Dec 1, 1986

The Inc. 500 Honor Roll

 

Their strategy for E & A ran counter to the lessons of business school, too. Starting in 1977 with $40,000 in pooled capital, they went looking to buy a small company in a fragmented market and a static industry. Their plan was to develop a proprietary product and take it national. "We'd been taught at Harvard to get into a growing industry, then ride it to the top," Hubbard remembers. "But our hope was to pick an industry in which our management skills could pay off, an industry that didn't usually attract very dynamic people."

What they found was Marvel Product Co., an automotive-polish distributor -- and an entrepreneur's education. While Hubbard watched the shop, Klink loaded the product in the backseat of his station wagon and hit the road, looking for potential distributors.
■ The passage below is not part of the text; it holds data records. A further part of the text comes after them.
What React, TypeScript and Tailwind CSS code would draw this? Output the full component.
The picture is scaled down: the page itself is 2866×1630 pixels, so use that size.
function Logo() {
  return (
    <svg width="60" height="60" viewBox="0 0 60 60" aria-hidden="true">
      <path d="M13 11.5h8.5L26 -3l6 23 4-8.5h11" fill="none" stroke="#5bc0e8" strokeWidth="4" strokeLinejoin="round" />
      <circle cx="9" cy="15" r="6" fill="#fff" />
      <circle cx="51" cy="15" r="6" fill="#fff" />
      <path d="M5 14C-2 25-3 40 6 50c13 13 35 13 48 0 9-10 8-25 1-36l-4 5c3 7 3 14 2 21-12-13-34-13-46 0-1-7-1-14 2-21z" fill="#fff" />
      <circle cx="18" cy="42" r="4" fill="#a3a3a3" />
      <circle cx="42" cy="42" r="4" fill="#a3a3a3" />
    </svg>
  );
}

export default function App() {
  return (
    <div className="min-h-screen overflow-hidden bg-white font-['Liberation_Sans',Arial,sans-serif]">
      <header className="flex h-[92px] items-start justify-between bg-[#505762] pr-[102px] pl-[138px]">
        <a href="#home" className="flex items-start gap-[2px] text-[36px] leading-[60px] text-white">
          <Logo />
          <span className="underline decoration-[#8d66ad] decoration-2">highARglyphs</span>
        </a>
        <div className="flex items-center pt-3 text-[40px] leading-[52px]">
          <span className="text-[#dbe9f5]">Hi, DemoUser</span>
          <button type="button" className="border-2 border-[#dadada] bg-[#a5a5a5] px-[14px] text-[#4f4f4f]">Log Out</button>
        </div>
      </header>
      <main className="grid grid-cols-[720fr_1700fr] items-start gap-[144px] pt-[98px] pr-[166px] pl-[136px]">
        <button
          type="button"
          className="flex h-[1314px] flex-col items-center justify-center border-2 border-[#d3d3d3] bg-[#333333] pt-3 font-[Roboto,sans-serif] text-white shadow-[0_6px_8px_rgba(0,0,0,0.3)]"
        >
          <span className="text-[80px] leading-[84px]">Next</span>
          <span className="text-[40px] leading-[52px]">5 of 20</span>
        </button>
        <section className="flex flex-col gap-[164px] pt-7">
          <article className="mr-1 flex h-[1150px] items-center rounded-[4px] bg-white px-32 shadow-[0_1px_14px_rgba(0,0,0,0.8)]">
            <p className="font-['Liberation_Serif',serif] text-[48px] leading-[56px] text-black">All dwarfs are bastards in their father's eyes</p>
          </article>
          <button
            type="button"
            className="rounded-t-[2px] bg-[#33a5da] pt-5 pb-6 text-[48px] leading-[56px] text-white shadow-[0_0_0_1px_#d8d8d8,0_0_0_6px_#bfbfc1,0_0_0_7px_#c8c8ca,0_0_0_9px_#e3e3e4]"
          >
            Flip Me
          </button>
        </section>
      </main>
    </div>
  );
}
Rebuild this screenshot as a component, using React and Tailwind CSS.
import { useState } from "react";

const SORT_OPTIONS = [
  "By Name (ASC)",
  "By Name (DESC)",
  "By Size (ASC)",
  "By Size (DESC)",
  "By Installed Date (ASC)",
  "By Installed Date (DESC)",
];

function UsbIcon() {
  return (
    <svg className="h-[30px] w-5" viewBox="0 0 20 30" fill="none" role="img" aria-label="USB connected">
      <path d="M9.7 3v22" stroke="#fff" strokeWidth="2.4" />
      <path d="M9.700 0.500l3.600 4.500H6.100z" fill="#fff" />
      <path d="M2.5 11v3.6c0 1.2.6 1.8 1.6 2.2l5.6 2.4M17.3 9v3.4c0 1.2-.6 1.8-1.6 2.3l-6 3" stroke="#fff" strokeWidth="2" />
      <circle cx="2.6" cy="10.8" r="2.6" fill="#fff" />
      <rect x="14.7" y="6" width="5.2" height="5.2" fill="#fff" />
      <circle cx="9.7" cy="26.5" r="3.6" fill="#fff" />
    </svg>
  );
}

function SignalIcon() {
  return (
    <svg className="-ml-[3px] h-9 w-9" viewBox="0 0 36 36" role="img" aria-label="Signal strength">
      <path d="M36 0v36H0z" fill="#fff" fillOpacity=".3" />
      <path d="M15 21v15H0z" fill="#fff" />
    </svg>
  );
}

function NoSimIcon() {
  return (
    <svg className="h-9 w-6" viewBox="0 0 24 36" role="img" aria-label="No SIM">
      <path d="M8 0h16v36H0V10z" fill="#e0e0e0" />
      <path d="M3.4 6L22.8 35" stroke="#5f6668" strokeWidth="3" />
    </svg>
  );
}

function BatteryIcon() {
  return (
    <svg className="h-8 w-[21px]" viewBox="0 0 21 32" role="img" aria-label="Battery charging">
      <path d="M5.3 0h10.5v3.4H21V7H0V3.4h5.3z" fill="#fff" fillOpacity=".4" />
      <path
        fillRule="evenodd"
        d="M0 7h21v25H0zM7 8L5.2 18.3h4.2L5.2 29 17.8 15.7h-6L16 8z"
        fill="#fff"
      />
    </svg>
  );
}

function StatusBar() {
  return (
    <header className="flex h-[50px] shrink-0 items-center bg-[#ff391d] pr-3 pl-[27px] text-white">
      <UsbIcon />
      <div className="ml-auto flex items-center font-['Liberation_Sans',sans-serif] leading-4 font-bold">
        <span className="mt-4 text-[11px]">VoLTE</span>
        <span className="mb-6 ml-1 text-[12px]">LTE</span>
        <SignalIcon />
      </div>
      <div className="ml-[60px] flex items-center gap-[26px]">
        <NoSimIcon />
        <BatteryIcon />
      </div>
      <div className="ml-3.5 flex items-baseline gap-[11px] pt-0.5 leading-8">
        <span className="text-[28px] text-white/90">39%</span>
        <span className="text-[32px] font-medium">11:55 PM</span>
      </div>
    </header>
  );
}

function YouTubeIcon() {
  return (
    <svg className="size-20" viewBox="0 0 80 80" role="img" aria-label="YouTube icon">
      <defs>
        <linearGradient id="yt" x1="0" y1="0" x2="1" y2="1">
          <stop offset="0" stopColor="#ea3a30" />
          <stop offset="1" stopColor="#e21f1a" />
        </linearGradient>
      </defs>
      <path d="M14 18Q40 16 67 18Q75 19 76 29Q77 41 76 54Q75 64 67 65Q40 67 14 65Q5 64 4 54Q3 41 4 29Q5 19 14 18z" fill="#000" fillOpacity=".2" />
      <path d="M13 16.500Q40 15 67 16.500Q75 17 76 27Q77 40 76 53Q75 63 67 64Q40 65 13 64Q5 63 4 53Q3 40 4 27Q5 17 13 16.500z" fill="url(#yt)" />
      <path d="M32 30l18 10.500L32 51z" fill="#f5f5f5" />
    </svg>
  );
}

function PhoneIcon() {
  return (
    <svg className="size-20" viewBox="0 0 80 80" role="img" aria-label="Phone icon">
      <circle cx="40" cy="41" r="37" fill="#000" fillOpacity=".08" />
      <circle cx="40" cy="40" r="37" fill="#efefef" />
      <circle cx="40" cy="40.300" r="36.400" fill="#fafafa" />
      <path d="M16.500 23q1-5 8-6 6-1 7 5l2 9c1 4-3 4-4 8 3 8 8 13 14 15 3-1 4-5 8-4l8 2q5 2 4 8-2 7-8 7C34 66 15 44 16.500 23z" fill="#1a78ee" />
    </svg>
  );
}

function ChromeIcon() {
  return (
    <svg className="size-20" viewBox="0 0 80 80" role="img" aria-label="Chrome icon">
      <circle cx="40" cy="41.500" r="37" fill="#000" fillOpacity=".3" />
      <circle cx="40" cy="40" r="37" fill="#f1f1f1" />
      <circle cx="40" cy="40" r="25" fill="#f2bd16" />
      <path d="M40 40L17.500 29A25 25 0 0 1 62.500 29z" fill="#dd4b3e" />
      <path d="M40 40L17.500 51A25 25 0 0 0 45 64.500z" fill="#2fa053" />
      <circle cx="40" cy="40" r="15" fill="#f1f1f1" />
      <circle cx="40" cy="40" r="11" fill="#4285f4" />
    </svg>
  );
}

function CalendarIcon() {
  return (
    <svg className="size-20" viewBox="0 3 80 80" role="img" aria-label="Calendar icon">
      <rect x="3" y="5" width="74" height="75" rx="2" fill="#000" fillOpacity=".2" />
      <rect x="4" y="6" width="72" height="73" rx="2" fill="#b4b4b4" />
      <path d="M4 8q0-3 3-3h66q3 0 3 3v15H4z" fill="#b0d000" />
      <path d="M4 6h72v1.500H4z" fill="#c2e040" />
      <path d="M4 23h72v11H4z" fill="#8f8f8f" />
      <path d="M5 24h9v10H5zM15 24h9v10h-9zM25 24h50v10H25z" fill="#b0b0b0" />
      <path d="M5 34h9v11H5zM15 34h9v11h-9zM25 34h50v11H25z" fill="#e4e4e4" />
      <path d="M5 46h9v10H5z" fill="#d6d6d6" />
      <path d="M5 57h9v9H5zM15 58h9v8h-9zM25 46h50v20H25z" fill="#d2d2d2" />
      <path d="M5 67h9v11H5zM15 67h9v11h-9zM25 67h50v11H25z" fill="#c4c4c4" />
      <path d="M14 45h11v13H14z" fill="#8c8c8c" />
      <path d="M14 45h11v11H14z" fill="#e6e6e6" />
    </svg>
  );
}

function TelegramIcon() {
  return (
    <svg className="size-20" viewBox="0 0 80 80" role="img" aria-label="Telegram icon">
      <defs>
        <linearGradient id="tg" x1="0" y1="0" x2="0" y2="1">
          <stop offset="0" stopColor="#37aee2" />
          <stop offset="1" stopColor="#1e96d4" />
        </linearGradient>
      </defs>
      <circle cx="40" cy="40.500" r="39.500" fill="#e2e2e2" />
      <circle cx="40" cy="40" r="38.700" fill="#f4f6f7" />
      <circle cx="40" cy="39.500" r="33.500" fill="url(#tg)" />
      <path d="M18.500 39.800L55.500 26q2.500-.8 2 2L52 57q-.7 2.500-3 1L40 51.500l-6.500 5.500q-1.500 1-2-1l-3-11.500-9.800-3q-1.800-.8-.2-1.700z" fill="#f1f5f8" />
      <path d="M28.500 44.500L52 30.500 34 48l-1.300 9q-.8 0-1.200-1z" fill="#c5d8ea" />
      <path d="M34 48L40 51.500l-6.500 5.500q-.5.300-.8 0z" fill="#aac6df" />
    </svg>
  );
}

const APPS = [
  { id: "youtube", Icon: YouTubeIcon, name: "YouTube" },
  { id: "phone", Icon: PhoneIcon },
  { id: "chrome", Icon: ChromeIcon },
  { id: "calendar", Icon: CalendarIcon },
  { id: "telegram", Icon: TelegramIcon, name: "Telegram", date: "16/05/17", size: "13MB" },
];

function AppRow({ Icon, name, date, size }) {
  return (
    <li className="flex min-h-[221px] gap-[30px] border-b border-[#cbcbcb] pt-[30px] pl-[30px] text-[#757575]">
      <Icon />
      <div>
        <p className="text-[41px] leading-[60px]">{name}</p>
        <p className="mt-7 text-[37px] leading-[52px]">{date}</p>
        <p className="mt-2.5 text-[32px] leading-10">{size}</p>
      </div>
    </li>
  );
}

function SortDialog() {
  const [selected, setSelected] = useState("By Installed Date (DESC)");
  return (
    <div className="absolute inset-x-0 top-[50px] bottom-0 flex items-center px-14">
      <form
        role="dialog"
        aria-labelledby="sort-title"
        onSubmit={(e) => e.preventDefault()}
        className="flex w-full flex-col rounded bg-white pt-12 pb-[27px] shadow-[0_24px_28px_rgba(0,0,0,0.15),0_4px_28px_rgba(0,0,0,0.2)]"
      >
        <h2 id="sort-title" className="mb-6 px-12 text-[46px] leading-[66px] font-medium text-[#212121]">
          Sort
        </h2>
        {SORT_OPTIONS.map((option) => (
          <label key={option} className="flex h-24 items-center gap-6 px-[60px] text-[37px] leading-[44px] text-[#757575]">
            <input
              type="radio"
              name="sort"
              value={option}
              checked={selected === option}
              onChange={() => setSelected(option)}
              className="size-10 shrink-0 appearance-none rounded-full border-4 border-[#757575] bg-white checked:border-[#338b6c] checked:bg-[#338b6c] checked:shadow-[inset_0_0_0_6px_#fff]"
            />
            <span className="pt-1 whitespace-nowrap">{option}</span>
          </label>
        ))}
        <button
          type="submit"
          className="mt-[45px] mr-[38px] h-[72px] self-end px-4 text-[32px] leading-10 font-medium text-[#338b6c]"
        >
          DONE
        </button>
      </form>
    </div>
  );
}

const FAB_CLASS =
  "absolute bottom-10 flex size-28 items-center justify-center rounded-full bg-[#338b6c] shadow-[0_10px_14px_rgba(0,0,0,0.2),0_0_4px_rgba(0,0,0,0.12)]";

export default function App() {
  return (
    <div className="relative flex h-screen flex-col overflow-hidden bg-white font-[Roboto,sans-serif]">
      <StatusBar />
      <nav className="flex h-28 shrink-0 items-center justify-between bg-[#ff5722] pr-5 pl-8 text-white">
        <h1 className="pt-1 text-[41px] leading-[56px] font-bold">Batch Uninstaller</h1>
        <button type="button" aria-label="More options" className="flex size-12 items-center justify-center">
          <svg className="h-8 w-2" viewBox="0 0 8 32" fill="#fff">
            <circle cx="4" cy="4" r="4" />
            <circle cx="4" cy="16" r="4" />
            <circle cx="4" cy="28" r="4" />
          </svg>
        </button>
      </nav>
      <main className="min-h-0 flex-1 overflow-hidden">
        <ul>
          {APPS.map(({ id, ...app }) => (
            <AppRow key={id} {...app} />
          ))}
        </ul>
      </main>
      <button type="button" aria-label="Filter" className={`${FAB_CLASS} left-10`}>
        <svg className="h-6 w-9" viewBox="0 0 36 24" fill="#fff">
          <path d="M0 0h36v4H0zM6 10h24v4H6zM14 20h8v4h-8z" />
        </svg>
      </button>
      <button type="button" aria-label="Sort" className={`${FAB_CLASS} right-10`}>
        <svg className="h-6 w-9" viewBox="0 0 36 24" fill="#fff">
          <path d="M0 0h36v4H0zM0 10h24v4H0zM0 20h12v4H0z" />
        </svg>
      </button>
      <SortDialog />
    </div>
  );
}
His target was the small "after market" -- distributors who sell to auto reconditioners and new- and used-car shops -- rather than the public. There was only one problem, Klink says: "We didn't have any products that worked." It made for a rather shaky launch.

Like good M.B.A.s, they started with a plan, this one projecting $500,000 in sales, or an 800% increase in the first year alone. It turned out to be a tad optimistic. Revenues that first year barely edged over $100,000, after thousands of dollars were returned to customers dissatisfied with the product.

It was two years before they turned a profit. Only after trying two different company chemists and five different polishes did they finally hit on Car Brite, today's national brand leader. Having a good product helped. Building a reputation for customer service has helped even more.

"I felt from the start that they were different," remembers Ed Friddle of Big E Enterprises, a distributor in Anderson, Ind. "They take a genuine interest in their customers." Delivery is on time, the price is right, and satisfaction is guaranteed, he says. "They've always stood behind their product. If there is a problem, they never hedge; they want it straightened out right away."

Hubbard and Klink, however, had bigger ambitions than running a small polish company. By 1982, they'd put a management team in place, with incentive bonus programs based on quality control, profits, and growth. Now, they were eager to test their counter-intuitive strategy again. In 1983, they bought Apex Corp., a local precision-machine shop supplying $2 million in aircraft-engine parts to large customers, such as General Motors and the U.S. Air Force.

"Apex had a good reputation as a supplier, but for 10 years, it had never gone after any new business," Klink explains. "So we started selling aggressively, going out and telling customers we could deliver quality products on time at a good price." Within a year, sales at Apex had more than doubled, outstripping production capacity, so the partners brought in a former TRW Inc. executive to oversee the expansion and manage the operation day-to-day. It was 1984 and time to go shopping again.

This time, it was Broulin & Co., a 50-year-old manufacturer of industrial chemicals and cleaners. Broulin was by far the duo's most ambitious acquisition. With its $24 million in sales, it was four times larger than its new parent. And while E & A had had 110 employees at two small operations, both in Indianapolis, Broulin added 275 employees spread among factories and warehouses at seven locations from New Jersey to Washington State.

Inside, the problems were even more daunting. Quality control and customer service were untested concepts. There were no set hours for management or office staff, and a 40-hour workweek was considered hard duty.A television had been set up in an employee lounge, and most of the production staff spent the afternoon watching soap operas.

The new partners went back to basics. They started the company's first performance reviews and tied all employees' pay to them. They took out the TV and put in a time clock -- at the request of employees. Sales and marketing efforts were expanded.

In this era of mergers and acquisitions, it is perhaps not surprising that a couple of fellows from Harvard Business School have made their way buying up companies, amassing a $35-million conglomerate for themselves.What distinguishes these two M.B.A.s is not simply their ability to spot a bargain, however, but the shirt-sleeve-and-shoe-leather know-how to turn these bargains into cash cows.

Is there any limit to where this strategy could take them? Apparently not. "We're certainly not satisfied with what we've done so far," Klink demurs, the INC. 500 plaques hanging on the walls around him. "And we don't have the time to sit back and look at what we've accomplished."

5 YEARS ON THE INC. 500

METRO INFORMATION SERVICES INC. VIRGINIA BEACH, VA. COMPUTER CONSULTANTS

Some companies grow by adding new layers to the organization. Others do it by acquisition. Still others, by franchising. But John Fain and Chris Crumley had a different idea for Metro Information Services (#261): cloning.

They started out as two partners working out of a spare room in Crumley's Virginia Beach house -- Fain the technical expert, Crumley the marketer. Their business was hiring out employees to do systems analysis and programming for large banks and manufacturing organizations. Their challenge was to develop loyalty from employees and customers in a business thought of by both as strictly short-term.

Fourteen years later, with $5 million in revenues and 125 employees in six cities, Fain and Crumley have it down to a formula. About 80% of their business at Metro Information Services comes from repeat customers. And in an industry known for turnover rates of 50%, theirs is 16%.